**DIRECTIONS**
Will you quote precisely the lines that run from the top of the material below to the line containing "20, 18, 6, 8];", both ends included?

**INFORMATION SUPPLIED**
○ ○ ○ ○
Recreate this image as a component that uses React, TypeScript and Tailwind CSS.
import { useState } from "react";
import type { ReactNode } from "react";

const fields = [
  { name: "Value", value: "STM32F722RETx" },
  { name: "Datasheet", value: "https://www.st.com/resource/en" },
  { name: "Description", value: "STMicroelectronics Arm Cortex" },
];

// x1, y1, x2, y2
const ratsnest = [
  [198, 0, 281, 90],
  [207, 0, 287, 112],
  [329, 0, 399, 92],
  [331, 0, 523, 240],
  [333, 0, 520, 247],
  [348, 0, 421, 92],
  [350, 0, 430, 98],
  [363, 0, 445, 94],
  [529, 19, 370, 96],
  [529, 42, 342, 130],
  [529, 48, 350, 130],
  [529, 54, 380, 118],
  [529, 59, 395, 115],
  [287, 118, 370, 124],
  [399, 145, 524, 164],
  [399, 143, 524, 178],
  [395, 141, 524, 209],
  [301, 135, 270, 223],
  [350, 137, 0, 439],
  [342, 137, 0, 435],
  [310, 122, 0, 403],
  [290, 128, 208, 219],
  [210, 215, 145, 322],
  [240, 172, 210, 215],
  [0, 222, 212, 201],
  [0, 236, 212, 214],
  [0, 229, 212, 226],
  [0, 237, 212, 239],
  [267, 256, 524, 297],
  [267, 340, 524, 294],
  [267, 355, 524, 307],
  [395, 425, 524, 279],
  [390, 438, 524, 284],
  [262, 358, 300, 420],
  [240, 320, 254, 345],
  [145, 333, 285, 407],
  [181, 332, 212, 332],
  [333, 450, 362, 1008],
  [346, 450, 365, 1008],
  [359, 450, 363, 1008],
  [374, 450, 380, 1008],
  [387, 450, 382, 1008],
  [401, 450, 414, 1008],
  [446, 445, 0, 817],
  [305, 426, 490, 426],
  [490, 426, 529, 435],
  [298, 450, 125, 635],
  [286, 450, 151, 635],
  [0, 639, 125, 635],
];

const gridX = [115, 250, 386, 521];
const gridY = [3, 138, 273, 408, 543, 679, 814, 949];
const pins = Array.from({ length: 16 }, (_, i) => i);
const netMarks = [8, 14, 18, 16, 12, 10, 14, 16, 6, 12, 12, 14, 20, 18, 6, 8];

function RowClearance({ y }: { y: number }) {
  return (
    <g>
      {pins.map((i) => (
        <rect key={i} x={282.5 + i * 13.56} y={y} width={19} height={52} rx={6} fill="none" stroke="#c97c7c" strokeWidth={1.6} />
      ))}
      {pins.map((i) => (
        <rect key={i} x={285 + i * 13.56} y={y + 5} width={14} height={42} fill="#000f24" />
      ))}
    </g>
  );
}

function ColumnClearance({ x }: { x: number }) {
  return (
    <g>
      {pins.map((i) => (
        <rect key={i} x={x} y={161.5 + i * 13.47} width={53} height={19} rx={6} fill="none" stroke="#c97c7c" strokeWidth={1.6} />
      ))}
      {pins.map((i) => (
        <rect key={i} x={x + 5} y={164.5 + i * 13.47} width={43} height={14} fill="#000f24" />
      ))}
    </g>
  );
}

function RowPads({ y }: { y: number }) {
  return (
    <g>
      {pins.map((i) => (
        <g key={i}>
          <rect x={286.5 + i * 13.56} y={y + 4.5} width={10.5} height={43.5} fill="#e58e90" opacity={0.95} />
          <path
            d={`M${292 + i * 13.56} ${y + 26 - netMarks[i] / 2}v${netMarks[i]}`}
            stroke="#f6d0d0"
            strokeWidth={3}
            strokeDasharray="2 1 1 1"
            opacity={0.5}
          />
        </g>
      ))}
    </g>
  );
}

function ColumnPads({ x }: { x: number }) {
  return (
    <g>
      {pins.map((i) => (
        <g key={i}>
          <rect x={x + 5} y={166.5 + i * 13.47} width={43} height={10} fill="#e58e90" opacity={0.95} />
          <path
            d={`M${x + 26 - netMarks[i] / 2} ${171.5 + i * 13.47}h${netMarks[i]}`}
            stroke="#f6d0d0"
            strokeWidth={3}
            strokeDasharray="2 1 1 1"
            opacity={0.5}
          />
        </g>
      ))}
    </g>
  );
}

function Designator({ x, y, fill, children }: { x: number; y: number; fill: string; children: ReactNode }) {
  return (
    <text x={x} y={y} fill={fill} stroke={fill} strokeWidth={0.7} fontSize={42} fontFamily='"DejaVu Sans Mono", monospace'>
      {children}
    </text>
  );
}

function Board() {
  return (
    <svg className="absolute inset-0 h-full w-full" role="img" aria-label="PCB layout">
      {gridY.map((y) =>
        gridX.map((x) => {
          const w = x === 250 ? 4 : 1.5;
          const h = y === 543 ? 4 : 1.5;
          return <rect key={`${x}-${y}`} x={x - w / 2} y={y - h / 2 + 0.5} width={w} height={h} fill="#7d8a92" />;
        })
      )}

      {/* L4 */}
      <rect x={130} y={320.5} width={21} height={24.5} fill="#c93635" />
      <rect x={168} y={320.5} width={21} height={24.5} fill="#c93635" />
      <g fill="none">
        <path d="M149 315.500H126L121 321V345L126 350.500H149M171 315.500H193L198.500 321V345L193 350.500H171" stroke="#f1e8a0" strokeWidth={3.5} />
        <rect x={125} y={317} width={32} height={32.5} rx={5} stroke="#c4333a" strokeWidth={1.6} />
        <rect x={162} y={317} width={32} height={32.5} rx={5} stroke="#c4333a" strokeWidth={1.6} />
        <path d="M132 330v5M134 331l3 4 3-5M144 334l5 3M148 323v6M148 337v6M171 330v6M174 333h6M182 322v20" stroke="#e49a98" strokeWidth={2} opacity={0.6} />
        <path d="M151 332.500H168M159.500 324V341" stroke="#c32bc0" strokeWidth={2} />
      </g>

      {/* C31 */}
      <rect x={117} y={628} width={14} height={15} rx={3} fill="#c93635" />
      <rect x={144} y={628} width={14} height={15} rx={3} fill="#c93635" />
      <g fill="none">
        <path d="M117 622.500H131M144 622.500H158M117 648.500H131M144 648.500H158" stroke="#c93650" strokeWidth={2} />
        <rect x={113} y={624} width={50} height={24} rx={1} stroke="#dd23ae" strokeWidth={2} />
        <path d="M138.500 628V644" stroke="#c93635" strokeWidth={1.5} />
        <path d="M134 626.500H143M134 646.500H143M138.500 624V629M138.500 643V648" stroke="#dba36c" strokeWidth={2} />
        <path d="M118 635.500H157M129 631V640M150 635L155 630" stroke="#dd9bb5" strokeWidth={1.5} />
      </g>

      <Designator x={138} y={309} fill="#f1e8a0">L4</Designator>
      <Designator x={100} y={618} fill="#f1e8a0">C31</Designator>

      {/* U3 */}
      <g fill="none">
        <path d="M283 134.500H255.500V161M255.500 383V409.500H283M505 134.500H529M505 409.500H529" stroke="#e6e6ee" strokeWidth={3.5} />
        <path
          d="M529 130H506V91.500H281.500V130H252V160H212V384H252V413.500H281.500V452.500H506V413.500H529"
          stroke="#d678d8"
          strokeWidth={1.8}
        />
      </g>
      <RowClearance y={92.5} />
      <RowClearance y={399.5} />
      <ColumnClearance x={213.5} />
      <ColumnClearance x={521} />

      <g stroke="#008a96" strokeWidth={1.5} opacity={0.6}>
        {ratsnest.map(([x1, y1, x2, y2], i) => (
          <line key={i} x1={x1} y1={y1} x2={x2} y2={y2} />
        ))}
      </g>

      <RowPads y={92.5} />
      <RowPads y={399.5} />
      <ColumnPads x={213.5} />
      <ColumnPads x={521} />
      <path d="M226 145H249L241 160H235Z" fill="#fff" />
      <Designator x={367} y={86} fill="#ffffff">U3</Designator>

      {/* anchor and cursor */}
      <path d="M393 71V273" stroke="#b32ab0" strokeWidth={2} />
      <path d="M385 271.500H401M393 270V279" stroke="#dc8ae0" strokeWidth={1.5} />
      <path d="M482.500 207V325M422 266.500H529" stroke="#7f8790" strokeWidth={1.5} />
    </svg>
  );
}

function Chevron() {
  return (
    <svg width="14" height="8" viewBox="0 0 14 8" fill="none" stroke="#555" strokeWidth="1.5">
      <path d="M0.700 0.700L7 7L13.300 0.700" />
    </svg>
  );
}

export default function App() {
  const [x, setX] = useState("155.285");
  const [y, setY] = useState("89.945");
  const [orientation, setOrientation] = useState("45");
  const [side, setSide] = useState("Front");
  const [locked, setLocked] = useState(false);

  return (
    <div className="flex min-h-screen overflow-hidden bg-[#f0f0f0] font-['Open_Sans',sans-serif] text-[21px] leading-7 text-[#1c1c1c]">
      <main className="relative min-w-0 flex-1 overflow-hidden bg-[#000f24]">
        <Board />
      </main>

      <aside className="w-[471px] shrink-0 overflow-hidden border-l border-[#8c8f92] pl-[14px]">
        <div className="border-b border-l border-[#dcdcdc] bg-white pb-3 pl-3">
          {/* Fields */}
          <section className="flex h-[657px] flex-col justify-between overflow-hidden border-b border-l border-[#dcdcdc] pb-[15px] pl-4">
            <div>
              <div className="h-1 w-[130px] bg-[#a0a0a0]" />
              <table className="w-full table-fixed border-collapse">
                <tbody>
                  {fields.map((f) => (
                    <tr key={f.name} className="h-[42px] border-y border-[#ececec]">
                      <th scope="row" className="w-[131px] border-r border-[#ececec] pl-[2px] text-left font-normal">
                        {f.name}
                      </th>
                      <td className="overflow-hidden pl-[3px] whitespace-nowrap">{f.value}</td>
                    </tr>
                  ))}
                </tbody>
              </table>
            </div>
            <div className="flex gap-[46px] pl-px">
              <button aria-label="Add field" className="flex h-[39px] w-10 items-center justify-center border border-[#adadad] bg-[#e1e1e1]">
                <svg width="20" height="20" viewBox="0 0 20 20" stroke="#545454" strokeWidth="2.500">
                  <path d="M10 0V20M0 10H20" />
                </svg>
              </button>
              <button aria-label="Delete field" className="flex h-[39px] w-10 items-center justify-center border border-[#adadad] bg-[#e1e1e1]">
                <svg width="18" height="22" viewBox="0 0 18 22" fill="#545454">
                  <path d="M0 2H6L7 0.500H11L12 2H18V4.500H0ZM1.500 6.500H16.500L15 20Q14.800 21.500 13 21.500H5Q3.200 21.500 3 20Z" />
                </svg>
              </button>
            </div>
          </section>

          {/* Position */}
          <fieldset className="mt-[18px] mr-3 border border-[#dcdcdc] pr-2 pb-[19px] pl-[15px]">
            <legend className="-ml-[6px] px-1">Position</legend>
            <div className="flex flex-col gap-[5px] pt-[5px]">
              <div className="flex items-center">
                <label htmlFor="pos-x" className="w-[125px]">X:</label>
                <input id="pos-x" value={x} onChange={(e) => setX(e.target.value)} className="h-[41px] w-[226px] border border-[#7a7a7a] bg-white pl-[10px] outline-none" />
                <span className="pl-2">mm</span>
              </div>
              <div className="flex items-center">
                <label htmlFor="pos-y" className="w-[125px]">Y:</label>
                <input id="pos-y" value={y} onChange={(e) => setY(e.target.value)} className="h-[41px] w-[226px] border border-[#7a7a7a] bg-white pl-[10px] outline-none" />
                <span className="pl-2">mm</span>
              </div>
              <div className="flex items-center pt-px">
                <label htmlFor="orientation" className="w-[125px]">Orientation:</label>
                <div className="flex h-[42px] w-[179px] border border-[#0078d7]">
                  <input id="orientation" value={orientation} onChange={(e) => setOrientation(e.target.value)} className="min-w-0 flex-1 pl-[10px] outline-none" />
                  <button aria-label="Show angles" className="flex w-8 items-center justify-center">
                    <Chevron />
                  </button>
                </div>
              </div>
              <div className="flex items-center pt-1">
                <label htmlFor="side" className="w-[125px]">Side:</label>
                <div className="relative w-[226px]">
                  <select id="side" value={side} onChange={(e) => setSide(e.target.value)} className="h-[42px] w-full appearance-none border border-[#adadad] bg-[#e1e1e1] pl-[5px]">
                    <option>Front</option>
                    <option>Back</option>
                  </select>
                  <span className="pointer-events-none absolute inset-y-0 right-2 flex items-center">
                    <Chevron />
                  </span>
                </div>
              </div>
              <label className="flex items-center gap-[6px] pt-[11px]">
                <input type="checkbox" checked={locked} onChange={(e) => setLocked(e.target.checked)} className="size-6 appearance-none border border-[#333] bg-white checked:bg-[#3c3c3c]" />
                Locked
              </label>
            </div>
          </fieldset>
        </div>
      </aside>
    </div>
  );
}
○ ○ ○ ○
**COMPLETED EXERCISE**
Recreate this image as a component that uses React, TypeScript and Tailwind CSS.
import { useState } from "react";
import type { ReactNode } from "react";

const fields = [
  { name: "Value", value: "STM32F722RETx" },
  { name: "Datasheet", value: "https://www.st.com/resource/en" },
  { name: "Description", value: "STMicroelectronics Arm Cortex" },
];

// x1, y1, x2, y2
const ratsnest = [
  [198, 0, 281, 90],
  [207, 0, 287, 112],
  [329, 0, 399, 92],
  [331, 0, 523, 240],
  [333, 0, 520, 247],
  [348, 0, 421, 92],
  [350, 0, 430, 98],
  [363, 0, 445, 94],
  [529, 19, 370, 96],
  [529, 42, 342, 130],
  [529, 48, 350, 130],
  [529, 54, 380, 118],
  [529, 59, 395, 115],
  [287, 118, 370, 124],
  [399, 145, 524, 164],
  [399, 143, 524, 178],
  [395, 141, 524, 209],
  [301, 135, 270, 223],
  [350, 137, 0, 439],
  [342, 137, 0, 435],
  [310, 122, 0, 403],
  [290, 128, 208, 219],
  [210, 215, 145, 322],
  [240, 172, 210, 215],
  [0, 222, 212, 201],
  [0, 236, 212, 214],
  [0, 229, 212, 226],
  [0, 237, 212, 239],
  [267, 256, 524, 297],
  [267, 340, 524, 294],
  [267, 355, 524, 307],
  [395, 425, 524, 279],
  [390, 438, 524, 284],
  [262, 358, 300, 420],
  [240, 320, 254, 345],
  [145, 333, 285, 407],
  [181, 332, 212, 332],
  [333, 450, 362, 1008],
  [346, 450, 365, 1008],
  [359, 450, 363, 1008],
  [374, 450, 380, 1008],
  [387, 450, 382, 1008],
  [401, 450, 414, 1008],
  [446, 445, 0, 817],
  [305, 426, 490, 426],
  [490, 426, 529, 435],
  [298, 450, 125, 635],
  [286, 450, 151, 635],
  [0, 639, 125, 635],
];

const gridX = [115, 250, 386, 521];
const gridY = [3, 138, 273, 408, 543, 679, 814, 949];
const pins = Array.from({ length: 16 }, (_, i) => i);
const netMarks = [8, 14, 18, 16, 12, 10, 14, 16, 6, 12, 12, 14, 20, 18, 6, 8];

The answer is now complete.